The second-person narration of Essun’s sections is a bold choice that works powerfully once readers adjust. The “you” creates an intimacy and immediacy that third person couldn’t achieve. It implicates the reader in Essun’s experience, making her pain and rage feel personal rather than observed. The technique serves the story’s themes of empathy and complicity in ways that become clear over the course of the novel.
The magic system, or more accurately the geological manipulation system, is grounded in physical reality in ways that give it weight and consequence. Orogeny has rules, costs, and implications that Jemisin has clearly thought through. The power feels dangerous and real, and its use always carries meaning beyond the immediate tactical situation.
The Entry Barrier and Structural Demands
The second-person narration will stop some readers in their tracks. It is the single most common complaint about the book, and Jemisin does not ease into it. The novel opens in second person and expects the reader to adapt. Those who can’t or won’t accommodate this choice will struggle with one-third of the book.
The three-thread structure is initially confusing by design. Jemisin withholds information about how the threads connect, and readers must hold multiple storylines in mind without knowing their relationship to each other. This pays off dramatically, but the early chapters require patience and trust that many readers find taxing.
The worldbuilding is dense. Jemisin introduces a substantial amount of terminology, history, and social structure in the opening chapters, and not all of it is immediately contextualized. Readers who need to understand everything as it’s introduced may find the early sections overwhelming. The book rewards rereading, which is both a compliment and an acknowledgment that the first pass can be disorienting.
The tone is unrelentingly dark. The Stillness is a world of cruelty, oppression, and cataclysm, and Jemisin does not soften these elements. Characters suffer. Children suffer. Entire civilizations end. Readers who need respite or humor in their fiction will find very little here. The darkness is purposeful and thematically necessary, but it makes the book an intense rather than pleasurable reading experience.

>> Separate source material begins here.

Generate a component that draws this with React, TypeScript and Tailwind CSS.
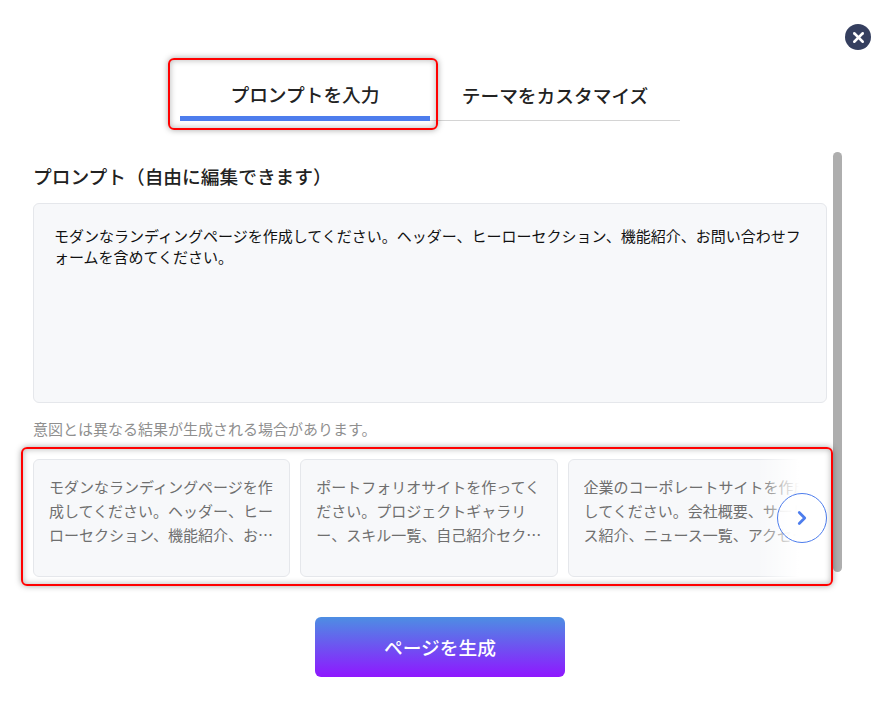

Revolution Written in Stone
The Fifth Season is fundamentally a novel about what happens when a world is built on the exploitation of a group of people, and what it costs those people to survive within that system or to break free of it. Jemisin tells this story through geology, through the idea that the earth itself remembers every wrong done to it and will eventually answer. The metaphor is elegant and terrifying: the ground under every civilization is waiting for its chance to respond.
Should You Read The Fifth Season?
If you’re interested in science fiction that grapples seriously with systemic oppression, and if you can handle experimental narrative techniques, this is essential contemporary reading. The full impact requires reading all three books in the trilogy, and the quality remains remarkably consistent throughout. If second-person narration is a hard no for you, sample the opening chapters before committing. If you need lighter tones or more conventional structure, this book does not compromise on either front. The demands it makes are significant, but so are the rewards.
The Verdict on The Fifth Season
The Fifth Season is an extraordinary novel that earns every one of its structural risks. Jemisin’s worldbuilding is brilliant, her characters are vivid and complex, and the three-thread structure delivers one of the most satisfying narrative reveals in recent science fiction. The entry barriers are real, and the unrelenting darkness is not for every reader. But for those who engage with it fully, this is science fiction operating at the height of its literary and political ambitions. The unprecedented three consecutive Hugos for this trilogy were well earned.